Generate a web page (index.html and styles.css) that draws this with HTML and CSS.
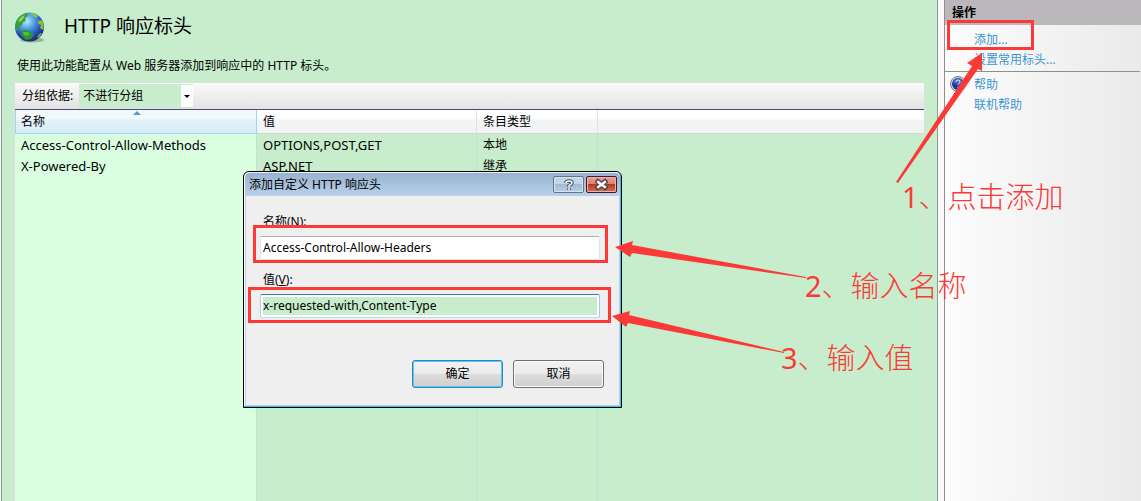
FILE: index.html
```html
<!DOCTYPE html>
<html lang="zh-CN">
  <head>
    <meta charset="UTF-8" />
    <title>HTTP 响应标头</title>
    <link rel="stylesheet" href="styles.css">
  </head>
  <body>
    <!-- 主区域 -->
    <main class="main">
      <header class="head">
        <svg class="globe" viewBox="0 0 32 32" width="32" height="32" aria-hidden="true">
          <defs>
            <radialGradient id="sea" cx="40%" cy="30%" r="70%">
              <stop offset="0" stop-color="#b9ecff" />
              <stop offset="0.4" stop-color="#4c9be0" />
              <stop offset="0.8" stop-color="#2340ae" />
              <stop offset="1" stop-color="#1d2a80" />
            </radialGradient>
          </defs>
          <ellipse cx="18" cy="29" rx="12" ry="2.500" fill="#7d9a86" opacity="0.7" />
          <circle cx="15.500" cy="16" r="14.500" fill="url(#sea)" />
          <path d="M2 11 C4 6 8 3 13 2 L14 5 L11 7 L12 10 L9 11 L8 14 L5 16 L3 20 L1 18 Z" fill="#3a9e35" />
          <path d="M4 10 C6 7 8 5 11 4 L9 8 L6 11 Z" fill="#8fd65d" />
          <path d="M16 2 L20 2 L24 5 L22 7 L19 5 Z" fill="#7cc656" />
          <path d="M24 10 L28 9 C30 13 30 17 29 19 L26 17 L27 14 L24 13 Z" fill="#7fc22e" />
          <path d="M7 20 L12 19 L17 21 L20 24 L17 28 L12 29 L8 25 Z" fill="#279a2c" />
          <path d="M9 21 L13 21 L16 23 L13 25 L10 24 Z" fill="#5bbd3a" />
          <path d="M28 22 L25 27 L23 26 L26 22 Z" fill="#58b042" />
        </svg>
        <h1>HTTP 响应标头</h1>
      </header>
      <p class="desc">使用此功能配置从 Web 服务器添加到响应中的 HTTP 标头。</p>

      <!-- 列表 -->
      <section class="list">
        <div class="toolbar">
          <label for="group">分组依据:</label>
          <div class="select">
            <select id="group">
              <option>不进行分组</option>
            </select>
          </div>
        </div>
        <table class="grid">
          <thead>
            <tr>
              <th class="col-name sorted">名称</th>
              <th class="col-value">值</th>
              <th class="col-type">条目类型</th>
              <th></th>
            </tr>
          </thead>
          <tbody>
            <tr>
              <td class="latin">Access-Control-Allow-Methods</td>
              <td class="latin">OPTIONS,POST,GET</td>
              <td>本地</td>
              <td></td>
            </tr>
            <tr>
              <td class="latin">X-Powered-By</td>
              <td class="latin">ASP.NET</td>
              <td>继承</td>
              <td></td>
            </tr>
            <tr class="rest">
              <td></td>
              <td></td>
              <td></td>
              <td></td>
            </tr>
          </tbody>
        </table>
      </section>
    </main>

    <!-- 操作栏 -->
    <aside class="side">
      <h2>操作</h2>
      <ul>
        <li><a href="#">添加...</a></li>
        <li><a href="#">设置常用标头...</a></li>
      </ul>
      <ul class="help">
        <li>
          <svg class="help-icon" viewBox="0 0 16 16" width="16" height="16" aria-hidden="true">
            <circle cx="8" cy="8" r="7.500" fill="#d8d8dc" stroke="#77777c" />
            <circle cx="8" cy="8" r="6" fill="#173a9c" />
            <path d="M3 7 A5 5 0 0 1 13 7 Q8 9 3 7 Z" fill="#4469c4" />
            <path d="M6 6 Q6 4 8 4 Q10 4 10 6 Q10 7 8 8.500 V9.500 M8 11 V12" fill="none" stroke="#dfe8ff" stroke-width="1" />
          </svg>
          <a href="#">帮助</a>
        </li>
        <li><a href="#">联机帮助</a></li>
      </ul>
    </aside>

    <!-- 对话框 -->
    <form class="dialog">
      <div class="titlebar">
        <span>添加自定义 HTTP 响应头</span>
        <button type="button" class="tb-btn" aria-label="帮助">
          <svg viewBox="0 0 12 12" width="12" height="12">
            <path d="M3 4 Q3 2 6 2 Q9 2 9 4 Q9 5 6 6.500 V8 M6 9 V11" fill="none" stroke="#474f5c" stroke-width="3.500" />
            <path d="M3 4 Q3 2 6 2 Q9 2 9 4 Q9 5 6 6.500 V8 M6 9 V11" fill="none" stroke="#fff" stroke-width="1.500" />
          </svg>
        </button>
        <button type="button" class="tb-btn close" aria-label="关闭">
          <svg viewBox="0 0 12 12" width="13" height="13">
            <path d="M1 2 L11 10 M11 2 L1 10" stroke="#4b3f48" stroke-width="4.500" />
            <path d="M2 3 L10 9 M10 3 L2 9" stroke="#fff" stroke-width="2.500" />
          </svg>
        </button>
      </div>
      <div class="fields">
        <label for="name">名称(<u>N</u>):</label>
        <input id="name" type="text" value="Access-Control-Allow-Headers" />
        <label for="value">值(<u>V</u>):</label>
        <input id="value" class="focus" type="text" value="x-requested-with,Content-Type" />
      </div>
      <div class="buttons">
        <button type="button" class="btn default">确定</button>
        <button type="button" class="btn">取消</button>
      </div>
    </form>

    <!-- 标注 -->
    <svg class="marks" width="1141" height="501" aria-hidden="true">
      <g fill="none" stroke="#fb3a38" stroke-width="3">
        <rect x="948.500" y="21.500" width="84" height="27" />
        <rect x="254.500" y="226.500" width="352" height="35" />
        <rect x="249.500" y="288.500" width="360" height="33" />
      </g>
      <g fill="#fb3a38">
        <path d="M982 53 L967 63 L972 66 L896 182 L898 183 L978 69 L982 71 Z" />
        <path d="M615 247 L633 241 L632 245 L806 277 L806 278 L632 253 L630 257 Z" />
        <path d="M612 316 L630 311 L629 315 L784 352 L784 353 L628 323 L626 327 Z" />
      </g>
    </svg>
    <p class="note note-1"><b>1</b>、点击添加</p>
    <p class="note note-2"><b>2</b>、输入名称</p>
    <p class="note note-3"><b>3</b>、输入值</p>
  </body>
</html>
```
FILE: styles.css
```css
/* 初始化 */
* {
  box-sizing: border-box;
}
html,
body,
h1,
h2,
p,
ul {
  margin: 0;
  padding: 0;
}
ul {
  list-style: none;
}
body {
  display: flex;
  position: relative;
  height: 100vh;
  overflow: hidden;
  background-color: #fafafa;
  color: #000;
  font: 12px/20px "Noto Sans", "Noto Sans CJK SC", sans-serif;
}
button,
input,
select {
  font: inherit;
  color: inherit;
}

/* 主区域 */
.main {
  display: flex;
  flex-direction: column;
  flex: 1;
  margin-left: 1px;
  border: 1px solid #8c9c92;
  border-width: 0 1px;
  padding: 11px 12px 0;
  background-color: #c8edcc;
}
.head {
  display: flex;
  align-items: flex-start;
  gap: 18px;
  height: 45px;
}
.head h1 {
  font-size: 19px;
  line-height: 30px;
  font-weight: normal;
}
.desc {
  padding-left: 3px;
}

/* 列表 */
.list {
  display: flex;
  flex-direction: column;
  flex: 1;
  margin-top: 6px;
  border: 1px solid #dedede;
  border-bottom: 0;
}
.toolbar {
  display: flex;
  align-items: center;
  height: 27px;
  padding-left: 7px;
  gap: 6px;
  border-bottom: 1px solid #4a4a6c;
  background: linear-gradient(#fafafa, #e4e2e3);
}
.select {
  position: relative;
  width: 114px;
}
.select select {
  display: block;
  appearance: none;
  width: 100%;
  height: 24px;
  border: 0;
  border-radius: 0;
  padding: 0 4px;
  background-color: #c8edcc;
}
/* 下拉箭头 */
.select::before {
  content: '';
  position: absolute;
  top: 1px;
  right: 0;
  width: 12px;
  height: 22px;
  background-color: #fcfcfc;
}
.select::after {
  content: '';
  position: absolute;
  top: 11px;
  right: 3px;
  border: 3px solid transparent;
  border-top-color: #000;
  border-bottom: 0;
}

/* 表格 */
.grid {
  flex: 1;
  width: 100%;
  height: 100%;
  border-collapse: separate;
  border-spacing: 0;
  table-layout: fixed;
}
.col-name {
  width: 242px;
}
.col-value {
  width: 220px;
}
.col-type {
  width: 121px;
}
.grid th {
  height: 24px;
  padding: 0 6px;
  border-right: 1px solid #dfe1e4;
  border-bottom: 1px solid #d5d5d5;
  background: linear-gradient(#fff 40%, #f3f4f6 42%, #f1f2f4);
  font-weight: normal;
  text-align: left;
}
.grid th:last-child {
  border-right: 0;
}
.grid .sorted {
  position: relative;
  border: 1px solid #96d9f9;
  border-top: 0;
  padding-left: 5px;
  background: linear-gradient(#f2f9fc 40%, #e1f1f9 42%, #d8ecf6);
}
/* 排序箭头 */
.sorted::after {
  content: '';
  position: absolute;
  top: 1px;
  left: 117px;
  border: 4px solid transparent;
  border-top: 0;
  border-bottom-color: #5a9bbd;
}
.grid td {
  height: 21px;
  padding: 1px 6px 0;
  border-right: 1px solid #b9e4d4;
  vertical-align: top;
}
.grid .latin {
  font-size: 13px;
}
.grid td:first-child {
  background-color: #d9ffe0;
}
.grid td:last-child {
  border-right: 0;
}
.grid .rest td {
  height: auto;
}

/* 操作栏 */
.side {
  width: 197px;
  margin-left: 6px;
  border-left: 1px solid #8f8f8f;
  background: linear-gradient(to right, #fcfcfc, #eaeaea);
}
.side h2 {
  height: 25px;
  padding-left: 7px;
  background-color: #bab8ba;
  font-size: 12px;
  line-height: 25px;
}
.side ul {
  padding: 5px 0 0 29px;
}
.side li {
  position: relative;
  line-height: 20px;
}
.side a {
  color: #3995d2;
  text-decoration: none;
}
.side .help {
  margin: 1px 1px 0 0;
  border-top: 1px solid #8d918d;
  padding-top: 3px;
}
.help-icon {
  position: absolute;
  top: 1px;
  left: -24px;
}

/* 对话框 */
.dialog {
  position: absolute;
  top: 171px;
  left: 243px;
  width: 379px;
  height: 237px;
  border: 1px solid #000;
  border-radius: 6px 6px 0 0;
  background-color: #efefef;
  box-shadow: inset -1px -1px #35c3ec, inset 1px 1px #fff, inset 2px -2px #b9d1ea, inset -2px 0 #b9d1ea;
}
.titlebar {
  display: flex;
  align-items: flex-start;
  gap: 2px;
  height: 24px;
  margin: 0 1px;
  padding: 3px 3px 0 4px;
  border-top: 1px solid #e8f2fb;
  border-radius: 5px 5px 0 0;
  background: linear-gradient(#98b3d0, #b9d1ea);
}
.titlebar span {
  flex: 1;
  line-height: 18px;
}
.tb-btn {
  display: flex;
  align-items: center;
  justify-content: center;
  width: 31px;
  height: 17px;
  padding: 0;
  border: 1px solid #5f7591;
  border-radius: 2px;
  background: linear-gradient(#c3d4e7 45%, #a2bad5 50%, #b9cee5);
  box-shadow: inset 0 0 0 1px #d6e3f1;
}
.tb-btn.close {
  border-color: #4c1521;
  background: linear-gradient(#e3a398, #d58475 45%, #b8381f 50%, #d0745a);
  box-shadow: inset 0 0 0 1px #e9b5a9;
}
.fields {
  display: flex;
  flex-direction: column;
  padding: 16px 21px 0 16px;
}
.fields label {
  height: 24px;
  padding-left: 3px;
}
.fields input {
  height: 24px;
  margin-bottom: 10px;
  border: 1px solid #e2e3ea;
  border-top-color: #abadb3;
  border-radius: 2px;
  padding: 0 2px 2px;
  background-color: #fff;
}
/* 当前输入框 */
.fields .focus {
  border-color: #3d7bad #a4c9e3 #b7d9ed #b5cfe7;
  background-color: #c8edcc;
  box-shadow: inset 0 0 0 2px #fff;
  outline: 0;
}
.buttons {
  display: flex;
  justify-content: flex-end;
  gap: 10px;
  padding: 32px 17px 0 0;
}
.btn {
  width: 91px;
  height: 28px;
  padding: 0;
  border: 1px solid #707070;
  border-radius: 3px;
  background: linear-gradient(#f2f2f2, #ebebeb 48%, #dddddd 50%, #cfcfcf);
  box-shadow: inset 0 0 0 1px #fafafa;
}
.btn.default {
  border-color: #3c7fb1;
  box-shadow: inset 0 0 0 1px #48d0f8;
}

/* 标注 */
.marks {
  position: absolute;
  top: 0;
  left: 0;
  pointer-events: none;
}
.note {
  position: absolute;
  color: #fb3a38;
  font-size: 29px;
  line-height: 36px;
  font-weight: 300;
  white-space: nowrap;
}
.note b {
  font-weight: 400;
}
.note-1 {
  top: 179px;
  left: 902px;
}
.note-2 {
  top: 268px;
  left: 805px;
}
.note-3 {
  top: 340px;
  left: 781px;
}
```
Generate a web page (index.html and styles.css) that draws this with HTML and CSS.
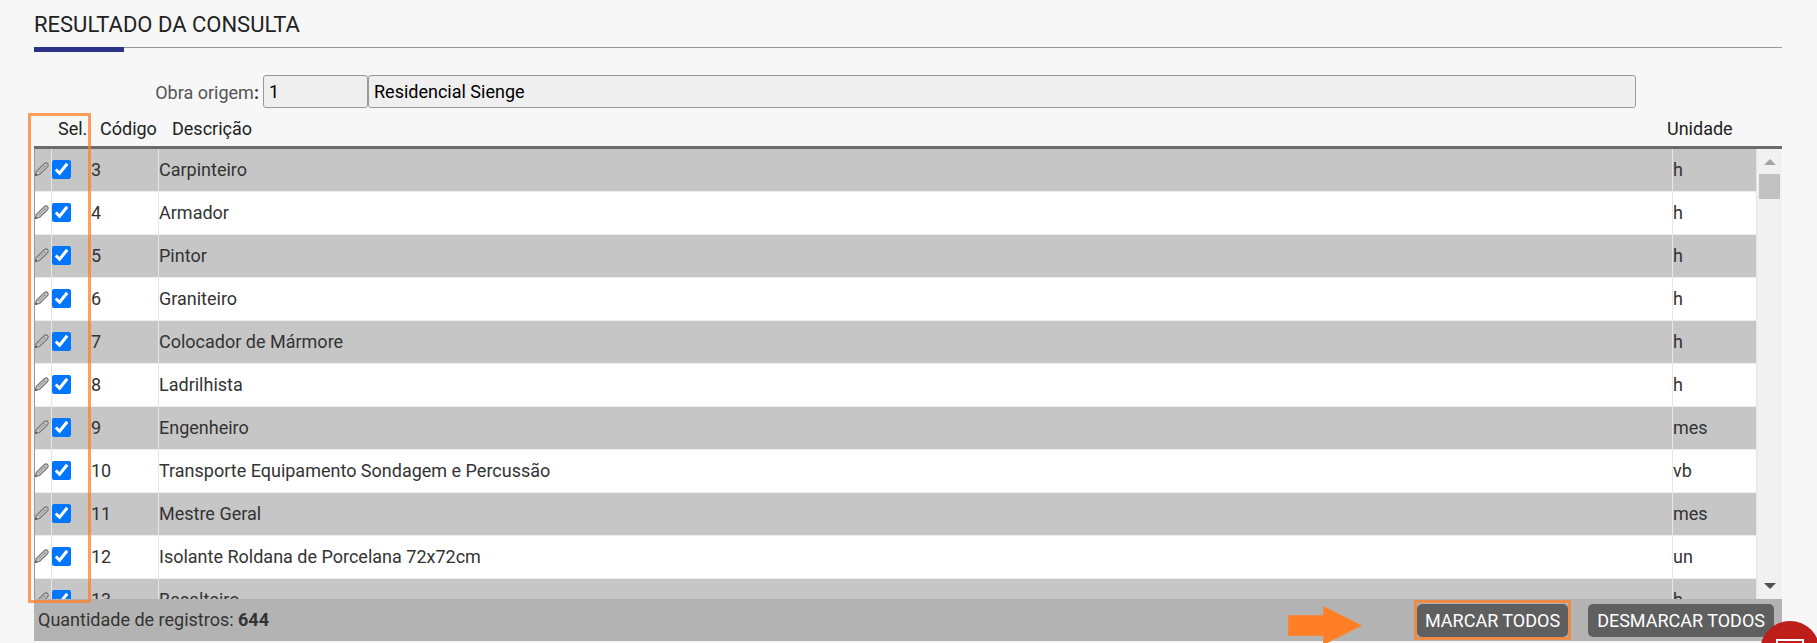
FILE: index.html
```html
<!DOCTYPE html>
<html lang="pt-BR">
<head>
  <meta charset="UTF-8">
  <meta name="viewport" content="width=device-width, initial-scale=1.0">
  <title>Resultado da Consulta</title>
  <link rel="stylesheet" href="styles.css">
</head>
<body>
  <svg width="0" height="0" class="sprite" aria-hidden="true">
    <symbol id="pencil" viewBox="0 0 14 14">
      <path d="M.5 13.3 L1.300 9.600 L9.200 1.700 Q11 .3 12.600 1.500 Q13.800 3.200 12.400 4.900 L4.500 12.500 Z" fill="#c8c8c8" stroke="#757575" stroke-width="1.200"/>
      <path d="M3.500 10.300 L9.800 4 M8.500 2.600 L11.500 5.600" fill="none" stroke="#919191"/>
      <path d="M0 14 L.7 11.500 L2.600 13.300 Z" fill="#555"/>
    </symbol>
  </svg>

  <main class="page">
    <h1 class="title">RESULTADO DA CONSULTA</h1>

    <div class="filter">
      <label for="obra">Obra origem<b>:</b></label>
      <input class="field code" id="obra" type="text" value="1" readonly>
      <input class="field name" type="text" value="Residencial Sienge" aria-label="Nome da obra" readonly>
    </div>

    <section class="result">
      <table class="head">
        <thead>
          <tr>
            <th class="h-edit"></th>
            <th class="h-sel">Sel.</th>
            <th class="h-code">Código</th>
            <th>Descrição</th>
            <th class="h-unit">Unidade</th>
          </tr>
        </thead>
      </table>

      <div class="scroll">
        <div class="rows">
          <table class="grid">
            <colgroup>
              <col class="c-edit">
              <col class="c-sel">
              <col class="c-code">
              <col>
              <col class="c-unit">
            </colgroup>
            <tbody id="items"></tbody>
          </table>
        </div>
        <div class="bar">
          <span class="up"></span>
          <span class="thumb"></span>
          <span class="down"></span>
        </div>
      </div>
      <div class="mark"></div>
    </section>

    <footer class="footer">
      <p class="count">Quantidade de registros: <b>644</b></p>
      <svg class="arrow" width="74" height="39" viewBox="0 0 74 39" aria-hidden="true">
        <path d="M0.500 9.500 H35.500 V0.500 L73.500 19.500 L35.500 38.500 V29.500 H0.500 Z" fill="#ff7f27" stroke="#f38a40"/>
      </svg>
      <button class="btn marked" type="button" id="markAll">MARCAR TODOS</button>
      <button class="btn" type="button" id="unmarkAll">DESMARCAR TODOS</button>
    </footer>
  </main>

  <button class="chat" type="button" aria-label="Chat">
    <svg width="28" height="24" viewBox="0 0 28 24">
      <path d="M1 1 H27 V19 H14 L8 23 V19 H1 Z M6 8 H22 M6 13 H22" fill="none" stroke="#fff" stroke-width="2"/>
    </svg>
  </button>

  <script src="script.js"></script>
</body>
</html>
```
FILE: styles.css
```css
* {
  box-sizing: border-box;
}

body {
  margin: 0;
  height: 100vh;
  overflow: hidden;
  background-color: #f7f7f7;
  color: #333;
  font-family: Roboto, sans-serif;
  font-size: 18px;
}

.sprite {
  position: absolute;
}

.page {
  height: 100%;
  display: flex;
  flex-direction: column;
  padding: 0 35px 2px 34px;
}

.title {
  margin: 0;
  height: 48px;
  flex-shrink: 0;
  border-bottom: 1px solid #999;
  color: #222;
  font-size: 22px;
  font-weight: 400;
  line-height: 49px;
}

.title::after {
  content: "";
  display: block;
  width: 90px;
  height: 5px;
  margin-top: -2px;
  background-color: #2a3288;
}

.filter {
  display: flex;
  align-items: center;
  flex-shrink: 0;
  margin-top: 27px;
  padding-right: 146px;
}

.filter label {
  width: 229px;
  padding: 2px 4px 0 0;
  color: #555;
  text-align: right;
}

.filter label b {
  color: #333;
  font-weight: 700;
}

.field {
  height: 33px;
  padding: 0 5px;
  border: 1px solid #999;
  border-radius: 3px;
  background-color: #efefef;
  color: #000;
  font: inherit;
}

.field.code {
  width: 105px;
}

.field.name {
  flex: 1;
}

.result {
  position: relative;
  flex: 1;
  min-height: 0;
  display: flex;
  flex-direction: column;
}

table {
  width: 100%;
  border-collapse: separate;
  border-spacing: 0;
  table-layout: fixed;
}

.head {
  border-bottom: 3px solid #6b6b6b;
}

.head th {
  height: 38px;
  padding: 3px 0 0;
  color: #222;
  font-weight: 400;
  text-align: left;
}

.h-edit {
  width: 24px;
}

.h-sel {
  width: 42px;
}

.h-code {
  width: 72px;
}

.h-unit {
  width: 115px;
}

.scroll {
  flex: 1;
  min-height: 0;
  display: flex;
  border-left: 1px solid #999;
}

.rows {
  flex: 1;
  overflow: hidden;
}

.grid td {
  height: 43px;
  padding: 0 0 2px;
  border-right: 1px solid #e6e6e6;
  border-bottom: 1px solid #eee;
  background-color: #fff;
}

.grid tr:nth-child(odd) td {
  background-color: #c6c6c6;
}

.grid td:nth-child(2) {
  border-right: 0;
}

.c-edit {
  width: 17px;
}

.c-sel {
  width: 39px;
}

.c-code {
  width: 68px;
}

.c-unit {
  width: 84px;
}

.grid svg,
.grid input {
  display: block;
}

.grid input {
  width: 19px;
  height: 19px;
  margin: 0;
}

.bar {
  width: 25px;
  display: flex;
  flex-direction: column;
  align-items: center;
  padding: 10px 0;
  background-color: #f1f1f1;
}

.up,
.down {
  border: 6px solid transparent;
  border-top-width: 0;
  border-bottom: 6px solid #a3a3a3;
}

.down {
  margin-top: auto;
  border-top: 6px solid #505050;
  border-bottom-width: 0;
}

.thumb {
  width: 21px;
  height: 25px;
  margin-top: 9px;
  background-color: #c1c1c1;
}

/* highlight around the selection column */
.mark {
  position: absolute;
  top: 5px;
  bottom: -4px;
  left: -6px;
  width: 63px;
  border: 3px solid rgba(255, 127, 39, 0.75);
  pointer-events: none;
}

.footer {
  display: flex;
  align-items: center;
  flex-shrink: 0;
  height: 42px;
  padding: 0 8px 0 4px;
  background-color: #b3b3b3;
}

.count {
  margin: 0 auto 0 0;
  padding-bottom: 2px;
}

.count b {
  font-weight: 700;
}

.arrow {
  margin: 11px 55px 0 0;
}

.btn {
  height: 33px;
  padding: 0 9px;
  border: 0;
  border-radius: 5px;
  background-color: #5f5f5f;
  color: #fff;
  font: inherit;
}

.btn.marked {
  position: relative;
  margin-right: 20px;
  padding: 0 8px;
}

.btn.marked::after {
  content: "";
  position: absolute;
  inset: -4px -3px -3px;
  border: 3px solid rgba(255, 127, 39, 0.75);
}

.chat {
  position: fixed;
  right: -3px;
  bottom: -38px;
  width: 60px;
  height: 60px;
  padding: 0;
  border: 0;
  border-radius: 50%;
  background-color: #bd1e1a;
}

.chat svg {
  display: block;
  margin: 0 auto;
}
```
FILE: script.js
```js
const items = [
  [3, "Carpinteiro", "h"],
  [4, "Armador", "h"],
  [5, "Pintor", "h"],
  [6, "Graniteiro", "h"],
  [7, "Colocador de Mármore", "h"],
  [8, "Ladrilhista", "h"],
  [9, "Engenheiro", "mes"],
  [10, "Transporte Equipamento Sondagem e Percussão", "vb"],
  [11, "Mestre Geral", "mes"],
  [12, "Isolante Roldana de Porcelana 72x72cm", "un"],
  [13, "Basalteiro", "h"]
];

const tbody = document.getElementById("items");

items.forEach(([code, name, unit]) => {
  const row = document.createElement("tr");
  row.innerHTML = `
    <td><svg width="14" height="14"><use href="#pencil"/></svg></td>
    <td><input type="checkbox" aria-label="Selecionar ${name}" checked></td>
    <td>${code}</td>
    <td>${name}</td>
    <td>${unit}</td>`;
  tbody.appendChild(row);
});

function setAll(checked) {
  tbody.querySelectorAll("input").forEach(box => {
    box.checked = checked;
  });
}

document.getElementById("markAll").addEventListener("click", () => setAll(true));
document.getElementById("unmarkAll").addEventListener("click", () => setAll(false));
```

§

Task to carry out:
Count each line with "page" in it and report that figure by itself.

Exercise solution:
4